The NMHC Pulse Survey on Operational Impact of Rental Application Fraud and Bad Debt was done from November 5, 2023 to January 9, 2024 of NMHC members and National Apartment Association members representing 75 leading apartment owners, developers and managers.
Fraud impacting rental housing costs highlights of the survey:
- 84.3% of respondents have seen applicants falsifying or fabricating pay stubs, employment references or other income documentation;
- 80.0% observed prospective renters misrepresenting information on applications;
- 70.0% reported identity theft, fraudulent ID documents or use of another individual’s personal information;
- 67.1% experienced unauthorized cohabitants, illegal subletting or other actions to evade application or the leasing process; and
- 62.9% of respondents reported the use of fraudulent checks or other payment methods.

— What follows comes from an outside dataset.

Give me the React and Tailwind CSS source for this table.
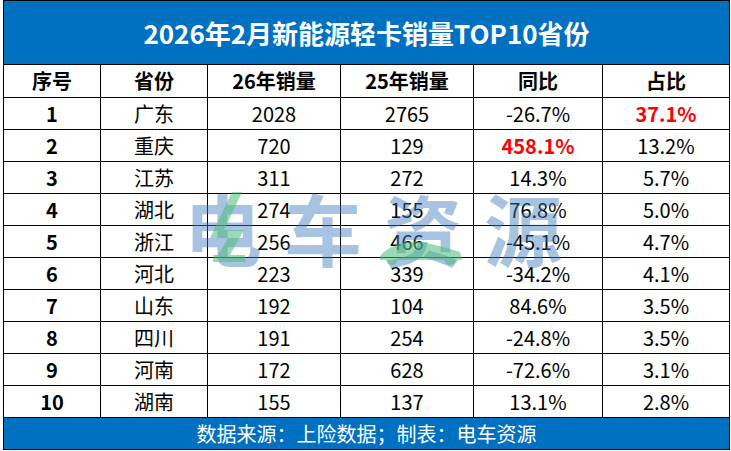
import React from "react";

const rows = [
  ["1", "广东", "2028", "2765", "-26.7%", "37.1%", false, true],
  ["2", "重庆", "720", "129", "458.1%", "13.2%", true, false],
  ["3", "江苏", "311", "272", "14.3%", "5.7%", false, false],
  ["4", "湖北", "274", "155", "76.8%", "5.0%", false, false],
  ["5", "浙江", "256", "466", "-45.1%", "4.7%", false, false],
  ["6", "河北", "223", "339", "-34.2%", "4.1%", false, false],
  ["7", "山东", "192", "104", "84.6%", "3.5%", false, false],
  ["8", "四川", "191", "254", "-24.8%", "3.5%", false, false],
  ["9", "河南", "172", "628", "-72.6%", "3.1%", false, false],
  ["10", "湖南", "155", "137", "13.1%", "2.8%", false, false],
];

const headers = ["序号", "省份", "26年销量", "25年销量", "同比", "占比"];

export default function App() {
  return (
    <div
      className="relative w-[731px] h-[451px] bg-white pl-[3px]"
      style={{ fontFamily: '"Noto Sans CJK SC", "Noto Sans", sans-serif' }}
    >
      <div className="grid grid-cols-[96px_106px_132px_132px_128px_126px] gap-px bg-black p-px w-[727px] text-black">
        <div className="col-span-6 h-[63px] bg-[#0070c0] flex items-center justify-center text-white font-bold text-[26px] leading-none">
          2026年2月新能源轻卡销量TOP10省份
        </div>
        {headers.map((h) => (
          <div
            key={h}
            className="h-[32px] bg-white flex items-center justify-center font-bold text-[20px] leading-none"
          >
            {h}
          </div>
        ))}
        {rows.map((r) => (
          <React.Fragment key={r[0]}>
            <div className="h-[31px] bg-white flex items-center justify-center font-bold text-[20px] leading-none">
              {r[0]}
            </div>
            <div className="h-[31px] bg-white flex items-center justify-center text-[20px] leading-none">
              {r[1]}
            </div>
            <div className="h-[31px] bg-white flex items-center justify-center text-[20px] leading-none">
              {r[2]}
            </div>
            <div className="h-[31px] bg-white flex items-center justify-center text-[20px] leading-none">
              {r[3]}
            </div>
            <div
              className={
                r[6]
                  ? "h-[31px] bg-white flex items-center justify-center text-[20px] leading-none font-bold text-[#ff0000]"
                  : "h-[31px] bg-white flex items-center justify-center text-[20px] leading-none"
              }
            >
              {r[4]}
            </div>
            <div
              className={
                r[7]
                  ? "h-[31px] bg-white flex items-center justify-center text-[20px] leading-none font-bold text-[#ff0000]"
                  : "h-[31px] bg-white flex items-center justify-center text-[20px] leading-none"
              }
            >
              {r[5]}
            </div>
          </React.Fragment>
        ))}
        <div className="col-span-6 h-[31px] bg-[#0070c0] flex items-center justify-center text-white text-[20px] leading-none">
          数据来源：上险数据；制表：电车资源
        </div>
      </div>

      {/* watermark */}
      <div className="absolute left-[184px] top-[186px] w-[380px] h-[82px] pointer-events-none">
        <div className="absolute inset-0 flex items-center gap-[22px] text-[78px] font-bold leading-none text-[#3f7bc0] opacity-45">
          <span>电</span>
          <span>车</span>
          <span>资</span>
          <span>源</span>
        </div>
        <svg className="absolute inset-0" width="380" height="82" viewBox="0 0 380 82">
          <g opacity="0.55" fill="#4dbb7a">
            <polygon points="48,6 58,6 40,44 60,44 42,76 30,76 44,52 26,52" />
            <rect x="29" y="69" width="32" height="7" />
            <path d="M196 70 C 206 58, 226 54, 236 56 C 250 58, 262 62, 276 66 L 278 74 L 196 74 Z" />
            <circle cx="208" cy="73" r="6" />
            <circle cx="266" cy="73" r="6" />
          </g>
        </svg>
      </div>
    </div>
  );
}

Sixty seven percent of those who experienced an increase in fraudulent applications and payments said that this varied by jurisdiction, and many (46.9%) called out Atlanta specifically as a jurisdiction where increases in fraud were most concentrated.
“There has been anecdotal evidence of the rise in fraudulent activity over recent years, but now we have clear evidence of the staggering impact of these crimes on the rental housing market,” said NMHC President Sharon Wilson Géno said in the release.
“While most renters are honest, those who are not are causing the cost of rental housing to increase for everyone. Additional delays in many jurisdictions in the lease enforcement process, even when there is clear fraud, incentivizes bad actors and means that this illegal behavior costs responsible renters even more. We call on lawmakers and courts to take action that will address this problem,” she said.